> [Set problem]: All records must be quoted exactly. Omit the pictures.

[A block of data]
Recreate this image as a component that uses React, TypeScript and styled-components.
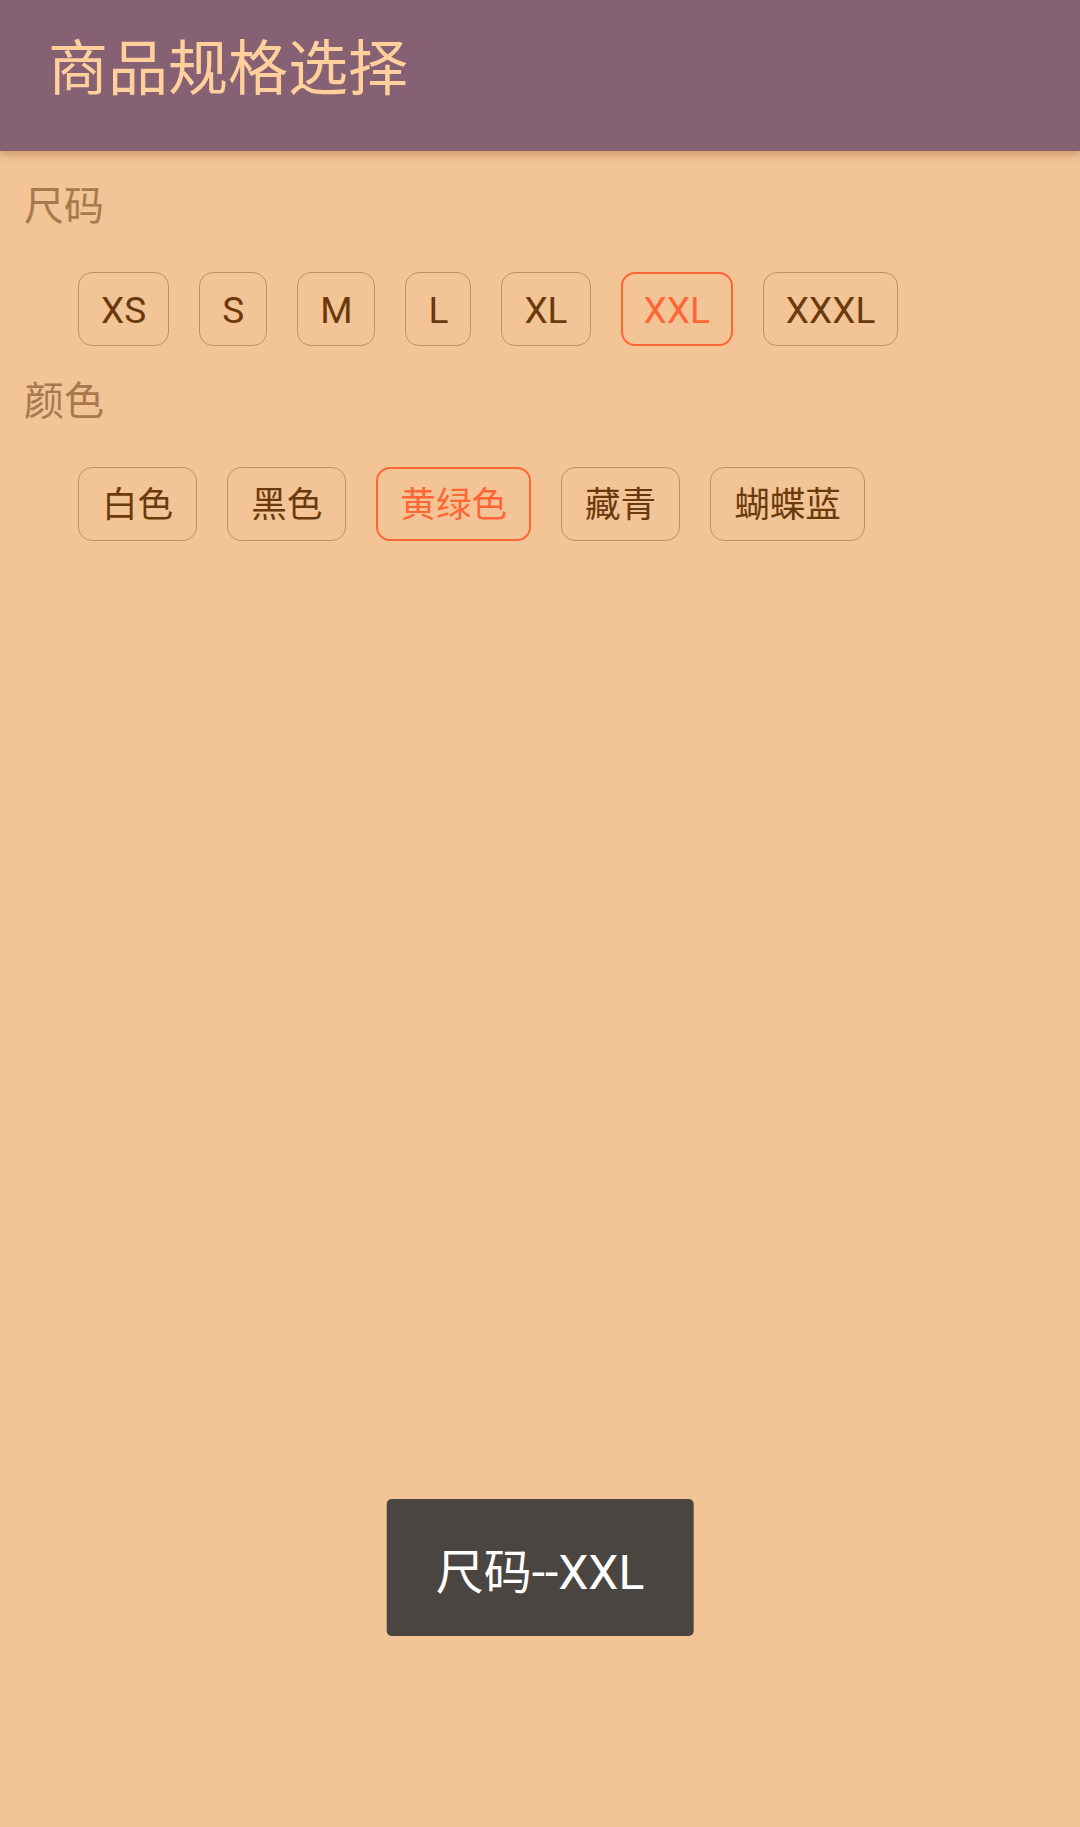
import React, { useState } from "react";
import styled, { createGlobalStyle } from "styled-components";

const GlobalStyle = createGlobalStyle`
  html, body {
    margin: 0;
    padding: 0;
    background: #f3c496;
  }
  body {
    font-family: Roboto, "Noto Sans CJK SC", sans-serif;
  }
`;

const Page = styled.div`
  position: relative;
  width: 1080px;
  height: 1827px;
  background: #f3c496;
  overflow: hidden;
`;

const Header = styled.header`
  height: 151px;
  background: #866073;
  box-shadow: 0 3px 8px rgba(140, 90, 50, 0.45);
  display: flex;
  align-items: flex-start;
  padding: 28px 0 0 48px;
  box-sizing: border-box;
  position: relative;
  z-index: 1;
`;

const Title = styled.h1`
  margin: 0;
  font-family: "Noto Sans CJK SC", sans-serif;
  font-weight: 400;
  font-size: 60px;
  line-height: 72px;
  color: #ffcf9c;
`;

const Content = styled.main`
  padding: 24px 0 0 24px;
  display: flex;
  flex-direction: column;
  gap: 24px;
`;

const Section = styled.section`
  display: flex;
  flex-direction: column;
  gap: 41px;
`;

const Label = styled.div`
  font-family: "Noto Sans CJK SC", sans-serif;
  font-size: 40px;
  line-height: 56px;
  color: #a8794d;
`;

const Options = styled.div`
  display: flex;
  flex-wrap: wrap;
  gap: 30px;
  padding-left: 54px;
`;

const Option = styled.button<{ $selected: boolean; $cjk?: boolean }>`
  box-sizing: border-box;
  height: 74px;
  padding: ${(p) => (p.$cjk ? 3 : 2)}px
    ${(p) => (p.$cjk ? 23 : 22) - (p.$selected ? 1 : 0)}px 0;
  border: ${(p) => (p.$selected ? "2px solid #ff6636" : "1px solid #c0906a")};
  border-radius: 14px;
  background: transparent;
  font-family: Roboto, "Noto Sans CJK SC", sans-serif;
  font-size: ${(p) => (p.$cjk ? 35.6 : 37)}px;
  line-height: 1;
  color: ${(p) => (p.$selected ? "#ff6636" : "#6b3a0c")};
  cursor: pointer;
  display: flex;
  align-items: center;
  justify-content: center;
  white-space: nowrap;
`;

const Toast = styled.div`
  position: absolute;
  left: 50%;
  top: 1499px;
  transform: translateX(-50%);
  height: 137px;
  padding: 0 49px;
  box-sizing: border-box;
  display: flex;
  align-items: center;
  background: #4a4540;
  border-radius: 5px;
  color: #ffffff;
  font-family: Roboto, "Noto Sans CJK SC", sans-serif;
  font-size: 48px;
  white-space: nowrap;
`;

const sizes = ["XS", "S", "M", "L", "XL", "XXL", "XXXL"];
const colors = ["白色", "黑色", "黄绿色", "藏青", "蝴蝶蓝"];

export default function App() {
  const [size, setSize] = useState("XXL");
  const [color, setColor] = useState("黄绿色");
  const [toast, setToast] = useState("尺码--XXL");

  return (
    <Page>
      <GlobalStyle />
      <Header>
        <Title>商品规格选择</Title>
      </Header>
      <Content>
        <Section>
          <Label>尺码</Label>
          <Options>
            {sizes.map((s) => (
              <Option
                key={s}
                $selected={s === size}
                onClick={() => {
                  setSize(s);
                  setToast(`尺码--${s}`);
                }}
              >
                {s}
              </Option>
            ))}
          </Options>
        </Section>
        <Section>
          <Label>颜色</Label>
          <Options>
            {colors.map((c) => (
              <Option
                key={c}
                $cjk
                $selected={c === color}
                onClick={() => {
                  setColor(c);
                  setToast(`颜色--${c}`);
                }}
              >
                {c}
              </Option>
            ))}
          </Options>
        </Section>
      </Content>
      {toast && <Toast>{toast}</Toast>}
    </Page>
  );
}
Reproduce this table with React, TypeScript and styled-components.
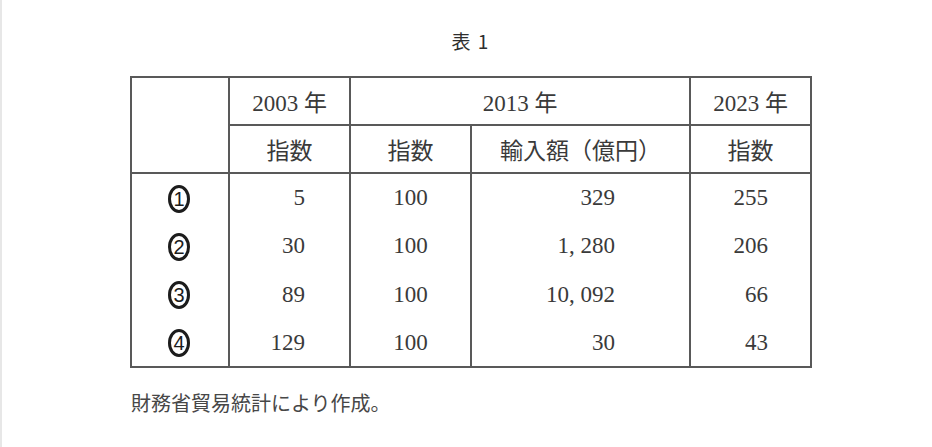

> [Output below]:
Recreate this image as a component that uses React, TypeScript and styled-components.
import React, { useState } from "react";
import styled, { createGlobalStyle } from "styled-components";

const GlobalStyle = createGlobalStyle`
  html, body {
    margin: 0;
    padding: 0;
    background: #f3c496;
  }
  body {
    font-family: Roboto, "Noto Sans CJK SC", sans-serif;
  }
`;

const Page = styled.div`
  position: relative;
  width: 1080px;
  height: 1827px;
  background: #f3c496;
  overflow: hidden;
`;

const Header = styled.header`
  height: 151px;
  background: #866073;
  box-shadow: 0 3px 8px rgba(140, 90, 50, 0.45);
  display: flex;
  align-items: flex-start;
  padding: 28px 0 0 48px;
  box-sizing: border-box;
  position: relative;
  z-index: 1;
`;

const Title = styled.h1`
  margin: 0;
  font-family: "Noto Sans CJK SC", sans-serif;
  font-weight: 400;
  font-size: 60px;
  line-height: 72px;
  color: #ffcf9c;
`;

const Content = styled.main`
  padding: 24px 0 0 24px;
  display: flex;
  flex-direction: column;
  gap: 24px;
`;

const Section = styled.section`
  display: flex;
  flex-direction: column;
  gap: 41px;
`;

const Label = styled.div`
  font-family: "Noto Sans CJK SC", sans-serif;
  font-size: 40px;
  line-height: 56px;
  color: #a8794d;
`;

const Options = styled.div`
  display: flex;
  flex-wrap: wrap;
  gap: 30px;
  padding-left: 54px;
`;

const Option = styled.button<{ $selected: boolean; $cjk?: boolean }>`
  box-sizing: border-box;
  height: 74px;
  padding: ${(p) => (p.$cjk ? 3 : 2)}px
    ${(p) => (p.$cjk ? 23 : 22) - (p.$selected ? 1 : 0)}px 0;
  border: ${(p) => (p.$selected ? "2px solid #ff6636" : "1px solid #c0906a")};
  border-radius: 14px;
  background: transparent;
  font-family: Roboto, "Noto Sans CJK SC", sans-serif;
  font-size: ${(p) => (p.$cjk ? 35.6 : 37)}px;
  line-height: 1;
  color: ${(p) => (p.$selected ? "#ff6636" : "#6b3a0c")};
  cursor: pointer;
  display: flex;
  align-items: center;
  justify-content: center;
  white-space: nowrap;
`;

const Toast = styled.div`
  position: absolute;
  left: 50%;
  top: 1499px;
  transform: translateX(-50%);
  height: 137px;
  padding: 0 49px;
  box-sizing: border-box;
  display: flex;
  align-items: center;
  background: #4a4540;
  border-radius: 5px;
  color: #ffffff;
  font-family: Roboto, "Noto Sans CJK SC", sans-serif;
  font-size: 48px;
  white-space: nowrap;
`;

const sizes = ["XS", "S", "M", "L", "XL", "XXL", "XXXL"];
const colors = ["白色", "黑色", "黄绿色", "藏青", "蝴蝶蓝"];

export default function App() {
  const [size, setSize] = useState("XXL");
  const [color, setColor] = useState("黄绿色");
  const [toast, setToast] = useState("尺码--XXL");

  return (
    <Page>
      <GlobalStyle />
      <Header>
        <Title>商品规格选择</Title>
      </Header>
      <Content>
        <Section>
          <Label>尺码</Label>
          <Options>
            {sizes.map((s) => (
              <Option
                key={s}
                $selected={s === size}
                onClick={() => {
                  setSize(s);
                  setToast(`尺码--${s}`);
                }}
              >
                {s}
              </Option>
            ))}
          </Options>
        </Section>
        <Section>
          <Label>颜色</Label>
          <Options>
            {colors.map((c) => (
              <Option
                key={c}
                $cjk
                $selected={c === color}
                onClick={() => {
                  setColor(c);
                  setToast(`颜色--${c}`);
                }}
              >
                {c}
              </Option>
            ))}
          </Options>
        </Section>
      </Content>
      {toast && <Toast>{toast}</Toast>}
    </Page>
  );
}
Reproduce this table with React, TypeScript and styled-components.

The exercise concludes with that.